Data provided
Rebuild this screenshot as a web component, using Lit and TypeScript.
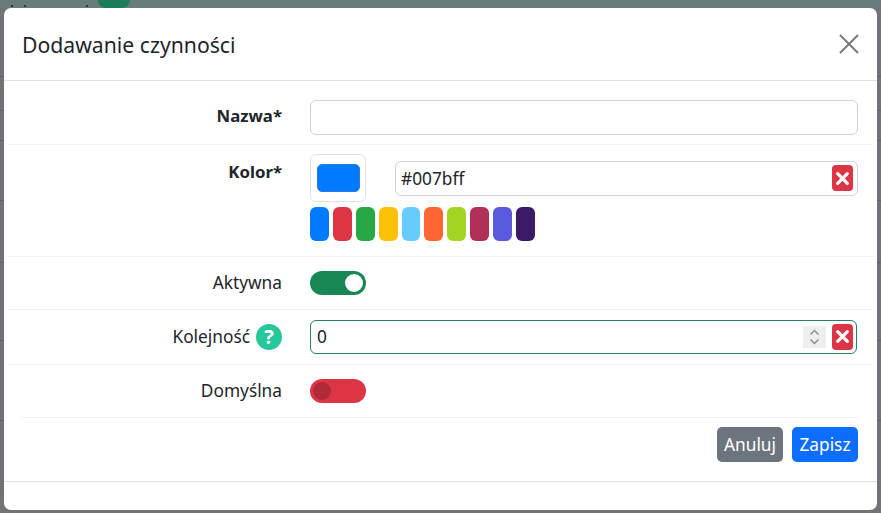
import { LitElement, html, css } from 'lit';
import { customElement } from 'lit/decorators.js';

const SWATCHES = [
  '#007bff', '#dc3545', '#28a745', '#ffc107', '#66ccff',
  '#ff6633', '#a3d323', '#b03058', '#5a5adf', '#3d1a66',
];

@customElement('app-root')
export class AppRoot extends LitElement {
  static styles = css`
    :host {
      display: block;
      position: relative;
      width: 881px;
      height: 513px;
      overflow: hidden;
      background: #717376;
      font-family: 'Noto Sans', 'Open Sans', sans-serif;
      color: #212529;
      font-size: 17.3px;
    }

    * {
      box-sizing: border-box;
    }

    .page-top {
      position: absolute;
      top: 0;
      left: 0;
      right: 0;
      height: 8px;
      background: #687c7c;
    }

    .page-pill {
      position: absolute;
      top: -10px;
      left: 98px;
      width: 32px;
      height: 18px;
      border-radius: 8px;
      background: #1a7d57;
    }

    .page-dot {
      position: absolute;
      top: 5px;
      width: 2px;
      height: 2px;
      background: #2c3436;
    }

    .page-line {
      position: absolute;
      left: 0;
      right: 0;
      height: 1px;
      background: #5f6163;
    }

    .backdrop {
      position: relative;
      height: 513px;
      padding: 8px 4px 3px 4px;
    }

    .modal {
      height: 100%;
      background: #fff;
      border-radius: 7px;
      display: flex;
      flex-direction: column;
    }

    .modal-header {
      height: 73px;
      flex: none;
      border-bottom: 1px solid #dee2e6;
      display: flex;
      align-items: center;
      justify-content: space-between;
      padding: 1px 17px 1px 18px;
    }

    .modal-title {
      font-size: 21.2px;
      font-weight: 400;
      margin: 0;
    }

    .close {
      width: 22px;
      height: 22px;
      display: block;
    }

    .modal-body {
      flex: 1;
      padding: 0 4px;
    }

    .row {
      display: grid;
      grid-template-columns: 274px 1fr;
      column-gap: 28px;
      border-bottom: 1px solid #eff1f3;
      padding-right: 15px;
    }

    .label {
      text-align: right;
      line-height: 24px;
    }

    .label.strong {
      font-size: 16.8px;
      font-weight: 700;
    }

    .row-name {
      height: 64px;
      padding-top: 19px;
      align-items: start;
    }

    .row-name .label {
      padding-top: 4px;
    }

    .input {
      height: 35px;
      border: 1px solid #ced4da;
      border-radius: 6px;
      background: #fff;
      padding: 0 6px;
      display: flex;
      align-items: center;
      color: #212529;
    }

    .row-color {
      height: 112px;
      padding-top: 9px;
    }

    .row-color .label {
      padding-top: 6px;
    }

    .color-top {
      display: flex;
      align-items: center;
      gap: 29px;
    }

    .color-btn {
      width: 56px;
      height: 48px;
      flex: none;
      border: 1px solid #dee2e6;
      border-radius: 6px;
      display: flex;
      align-items: center;
      justify-content: center;
    }

    .color-fill {
      width: 43px;
      height: 28px;
      border-radius: 5px;
      background: #007bff;
      border: 1px solid #2b7bdc;
    }

    .color-input {
      flex: 1;
      justify-content: space-between;
      padding: 0 4px 0 5px;
    }

    .clear {
      width: 21px;
      height: 26px;
      flex: none;
      border-radius: 4px;
      background: #dc3545;
      display: flex;
      align-items: center;
      justify-content: center;
    }

    .clear svg {
      width: 15px;
      height: 15px;
      display: block;
    }

    .swatches {
      display: flex;
      gap: 4px;
      margin-top: 5px;
    }

    .swatch {
      width: 18.9px;
      height: 34px;
      border-radius: 6px;
    }

    .row-switch {
      height: 53px;
      align-items: center;
    }

    .switch {
      width: 56px;
      height: 24px;
      border-radius: 12px;
      display: flex;
      align-items: center;
      padding: 0 3px;
    }

    .switch.on {
      background: #198754;
      justify-content: flex-end;
    }

    .switch.off {
      background: #dc3545;
    }

    .knob {
      width: 18px;
      height: 18px;
      border-radius: 50%;
    }

    .on .knob {
      background: #fff;
    }

    .off .knob {
      background: #b02a37;
    }

    .row-order {
      height: 55px;
      align-items: center;
    }

    .row-order .label {
      display: flex;
      justify-content: flex-end;
      align-items: center;
      gap: 6px;
    }

    .help {
      width: 26px;
      height: 26px;
      border-radius: 50%;
      background: #26c79b;
      color: #fff;
      font-size: 20px;
      font-weight: 700;
      line-height: 26px;
      text-align: center;
    }

    .order-input {
      height: 34px;
      margin: -1px 1px 0 0;
      border-color: #2a7f62;
      justify-content: space-between;
      padding: 0 3px 0 6px;
    }

    .order-tools {
      display: flex;
      align-items: center;
      gap: 6px;
    }

    .spinner {
      width: 23px;
      height: 22px;
      background: #eceef0;
      display: block;
    }

    .row-last {
      margin: 0 15px 0 14px;
      padding-right: 0;
      grid-template-columns: 260px 1fr;
    }

    .actions {
      display: flex;
      justify-content: flex-end;
      gap: 9px;
      padding: 9px 15px 0 0;
    }

    .btn {
      width: 66px;
      height: 35px;
      border-radius: 5px;
      color: #fff;
      display: flex;
      align-items: center;
      justify-content: center;
    }

    .btn.secondary {
      background: #6c757d;
    }

    .btn.primary {
      background: #0d6efd;
    }

    .modal-footer {
      height: 29px;
      flex: none;
      border-top: 1px solid #dee2e6;
    }
  `;

  private clearIcon() {
    return html`<svg viewBox="0 0 14 14">
      <path d="M2.5 2.5l9 9M11.5 2.5l-9 9" stroke="#fff" stroke-width="3" stroke-linecap="round" fill="none"></path>
    </svg>`;
  }

  render() {
    return html`
      <div class="page-top"></div>
      <div class="page-pill"></div>
      <div class="page-dot" style="left:11px"></div>
      <div class="page-dot" style="left:24px"></div>
      <div class="page-dot" style="left:86px"></div>
      ${[76, 110, 140, 200, 262, 340, 420].map(y => html`<div class="page-line" style="top:${y}px"></div>`)}
      <div class="backdrop">
        <div class="modal">
          <div class="modal-header">
            <h5 class="modal-title">Dodawanie czynności</h5>
            <svg class="close" viewBox="0 0 22 22">
              <path d="M2 2l18 18M20 2L2 20" stroke="#7a7a7a" stroke-width="2" fill="none"></path>
            </svg>
          </div>
          <div class="modal-body">
            <div class="row row-name">
              <div class="label strong">Nazwa*</div>
              <div class="input"></div>
            </div>
            <div class="row row-color">
              <div class="label strong">Kolor*</div>
              <div>
                <div class="color-top">
                  <div class="color-btn"><div class="color-fill"></div></div>
                  <div class="input color-input">
                    <span>#007bff</span>
                    <div class="clear">${this.clearIcon()}</div>
                  </div>
                </div>
                <div class="swatches">
                  ${SWATCHES.map(c => html`<div class="swatch" style="background:${c}"></div>`)}
                </div>
              </div>
            </div>
            <div class="row row-switch">
              <div class="label">Aktywna</div>
              <div class="switch on"><div class="knob"></div></div>
            </div>
            <div class="row row-order">
              <div class="label">Kolejność <span class="help">?</span></div>
              <div class="input order-input">
                <span>0</span>
                <div class="order-tools">
                  <svg class="spinner" viewBox="0 0 23 22">
                    <path d="M7.5 8.5l4-4 4 4M7.5 13.5l4 4 4-4" stroke="#8a8f94" stroke-width="1.5" fill="none"></path>
                  </svg>
                  <div class="clear">${this.clearIcon()}</div>
                </div>
              </div>
            </div>
            <div class="row row-switch row-last">
              <div class="label">Domyślna</div>
              <div class="switch off"><div class="knob"></div></div>
            </div>
            <div class="actions">
              <div class="btn secondary">Anuluj</div>
              <div class="btn primary">Zapisz</div>
            </div>
          </div>
          <div class="modal-footer"></div>
        </div>
      </div>
    `;
  }
}

declare global {
  interface HTMLElementTagNameMap {
    'app-root': AppRoot;
  }
}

Given exercise
Copy out all the data without changing anything, and drop the pictures.

Right answer
Rebuild this screenshot as a web component, using Lit and TypeScript.
import { LitElement, html, css } from 'lit';
import { customElement } from 'lit/decorators.js';

const SWATCHES = [
  '#007bff', '#dc3545', '#28a745', '#ffc107', '#66ccff',
  '#ff6633', '#a3d323', '#b03058', '#5a5adf', '#3d1a66',
];

@customElement('app-root')
export class AppRoot extends LitElement {
  static styles = css`
    :host {
      display: block;
      position: relative;
      width: 881px;
      height: 513px;
      overflow: hidden;
      background: #717376;
      font-family: 'Noto Sans', 'Open Sans', sans-serif;
      color: #212529;
      font-size: 17.3px;
    }

    * {
      box-sizing: border-box;
    }

    .page-top {
      position: absolute;
      top: 0;
      left: 0;
      right: 0;
      height: 8px;
      background: #687c7c;
    }

    .page-pill {
      position: absolute;
      top: -10px;
      left: 98px;
      width: 32px;
      height: 18px;
      border-radius: 8px;
      background: #1a7d57;
    }

    .page-dot {
      position: absolute;
      top: 5px;
      width: 2px;
      height: 2px;
      background: #2c3436;
    }

    .page-line {
      position: absolute;
      left: 0;
      right: 0;
      height: 1px;
      background: #5f6163;
    }

    .backdrop {
      position: relative;
      height: 513px;
      padding: 8px 4px 3px 4px;
    }

    .modal {
      height: 100%;
      background: #fff;
      border-radius: 7px;
      display: flex;
      flex-direction: column;
    }

    .modal-header {
      height: 73px;
      flex: none;
      border-bottom: 1px solid #dee2e6;
      display: flex;
      align-items: center;
      justify-content: space-between;
      padding: 1px 17px 1px 18px;
    }

    .modal-title {
      font-size: 21.2px;
      font-weight: 400;
      margin: 0;
    }

    .close {
      width: 22px;
      height: 22px;
      display: block;
    }

    .modal-body {
      flex: 1;
      padding: 0 4px;
    }

    .row {
      display: grid;
      grid-template-columns: 274px 1fr;
      column-gap: 28px;
      border-bottom: 1px solid #eff1f3;
      padding-right: 15px;
    }

    .label {
      text-align: right;
      line-height: 24px;
    }

    .label.strong {
      font-size: 16.8px;
      font-weight: 700;
    }

    .row-name {
      height: 64px;
      padding-top: 19px;
      align-items: start;
    }

    .row-name .label {
      padding-top: 4px;
    }

    .input {
      height: 35px;
      border: 1px solid #ced4da;
      border-radius: 6px;
      background: #fff;
      padding: 0 6px;
      display: flex;
      align-items: center;
      color: #212529;
    }

    .row-color {
      height: 112px;
      padding-top: 9px;
    }

    .row-color .label {
      padding-top: 6px;
    }

    .color-top {
      display: flex;
      align-items: center;
      gap: 29px;
    }

    .color-btn {
      width: 56px;
      height: 48px;
      flex: none;
      border: 1px solid #dee2e6;
      border-radius: 6px;
      display: flex;
      align-items: center;
      justify-content: center;
    }

    .color-fill {
      width: 43px;
      height: 28px;
      border-radius: 5px;
      background: #007bff;
      border: 1px solid #2b7bdc;
    }

    .color-input {
      flex: 1;
      justify-content: space-between;
      padding: 0 4px 0 5px;
    }

    .clear {
      width: 21px;
      height: 26px;
      flex: none;
      border-radius: 4px;
      background: #dc3545;
      display: flex;
      align-items: center;
      justify-content: center;
    }

    .clear svg {
      width: 15px;
      height: 15px;
      display: block;
    }

    .swatches {
      display: flex;
      gap: 4px;
      margin-top: 5px;
    }

    .swatch {
      width: 18.9px;
      height: 34px;
      border-radius: 6px;
    }

    .row-switch {
      height: 53px;
      align-items: center;
    }

    .switch {
      width: 56px;
      height: 24px;
      border-radius: 12px;
      display: flex;
      align-items: center;
      padding: 0 3px;
    }

    .switch.on {
      background: #198754;
      justify-content: flex-end;
    }

    .switch.off {
      background: #dc3545;
    }

    .knob {
      width: 18px;
      height: 18px;
      border-radius: 50%;
    }

    .on .knob {
      background: #fff;
    }

    .off .knob {
      background: #b02a37;
    }

    .row-order {
      height: 55px;
      align-items: center;
    }

    .row-order .label {
      display: flex;
      justify-content: flex-end;
      align-items: center;
      gap: 6px;
    }

    .help {
      width: 26px;
      height: 26px;
      border-radius: 50%;
      background: #26c79b;
      color: #fff;
      font-size: 20px;
      font-weight: 700;
      line-height: 26px;
      text-align: center;
    }

    .order-input {
      height: 34px;
      margin: -1px 1px 0 0;
      border-color: #2a7f62;
      justify-content: space-between;
      padding: 0 3px 0 6px;
    }

    .order-tools {
      display: flex;
      align-items: center;
      gap: 6px;
    }

    .spinner {
      width: 23px;
      height: 22px;
      background: #eceef0;
      display: block;
    }

    .row-last {
      margin: 0 15px 0 14px;
      padding-right: 0;
      grid-template-columns: 260px 1fr;
    }

    .actions {
      display: flex;
      justify-content: flex-end;
      gap: 9px;
      padding: 9px 15px 0 0;
    }

    .btn {
      width: 66px;
      height: 35px;
      border-radius: 5px;
      color: #fff;
      display: flex;
      align-items: center;
      justify-content: center;
    }

    .btn.secondary {
      background: #6c757d;
    }

    .btn.primary {
      background: #0d6efd;
    }

    .modal-footer {
      height: 29px;
      flex: none;
      border-top: 1px solid #dee2e6;
    }
  `;

  private clearIcon() {
    return html`<svg viewBox="0 0 14 14">
      <path d="M2.5 2.5l9 9M11.5 2.5l-9 9" stroke="#fff" stroke-width="3" stroke-linecap="round" fill="none"></path>
    </svg>`;
  }

  render() {
    return html`
      <div class="page-top"></div>
      <div class="page-pill"></div>
      <div class="page-dot" style="left:11px"></div>
      <div class="page-dot" style="left:24px"></div>
      <div class="page-dot" style="left:86px"></div>
      ${[76, 110, 140, 200, 262, 340, 420].map(y => html`<div class="page-line" style="top:${y}px"></div>`)}
      <div class="backdrop">
        <div class="modal">
          <div class="modal-header">
            <h5 class="modal-title">Dodawanie czynności</h5>
            <svg class="close" viewBox="0 0 22 22">
              <path d="M2 2l18 18M20 2L2 20" stroke="#7a7a7a" stroke-width="2" fill="none"></path>
            </svg>
          </div>
          <div class="modal-body">
            <div class="row row-name">
              <div class="label strong">Nazwa*</div>
              <div class="input"></div>
            </div>
            <div class="row row-color">
              <div class="label strong">Kolor*</div>
              <div>
                <div class="color-top">
                  <div class="color-btn"><div class="color-fill"></div></div>
                  <div class="input color-input">
                    <span>#007bff</span>
                    <div class="clear">${this.clearIcon()}</div>
                  </div>
                </div>
                <div class="swatches">
                  ${SWATCHES.map(c => html`<div class="swatch" style="background:${c}"></div>`)}
                </div>
              </div>
            </div>
            <div class="row row-switch">
              <div class="label">Aktywna</div>
              <div class="switch on"><div class="knob"></div></div>
            </div>
            <div class="row row-order">
              <div class="label">Kolejność <span class="help">?</span></div>
              <div class="input order-input">
                <span>0</span>
                <div class="order-tools">
                  <svg class="spinner" viewBox="0 0 23 22">
                    <path d="M7.5 8.5l4-4 4 4M7.5 13.5l4 4 4-4" stroke="#8a8f94" stroke-width="1.5" fill="none"></path>
                  </svg>
                  <div class="clear">${this.clearIcon()}</div>
                </div>
              </div>
            </div>
            <div class="row row-switch row-last">
              <div class="label">Domyślna</div>
              <div class="switch off"><div class="knob"></div></div>
            </div>
            <div class="actions">
              <div class="btn secondary">Anuluj</div>
              <div class="btn primary">Zapisz</div>
            </div>
          </div>
          <div class="modal-footer"></div>
        </div>
      </div>
    `;
  }
}

declare global {
  interface HTMLElementTagNameMap {
    'app-root': AppRoot;
  }
}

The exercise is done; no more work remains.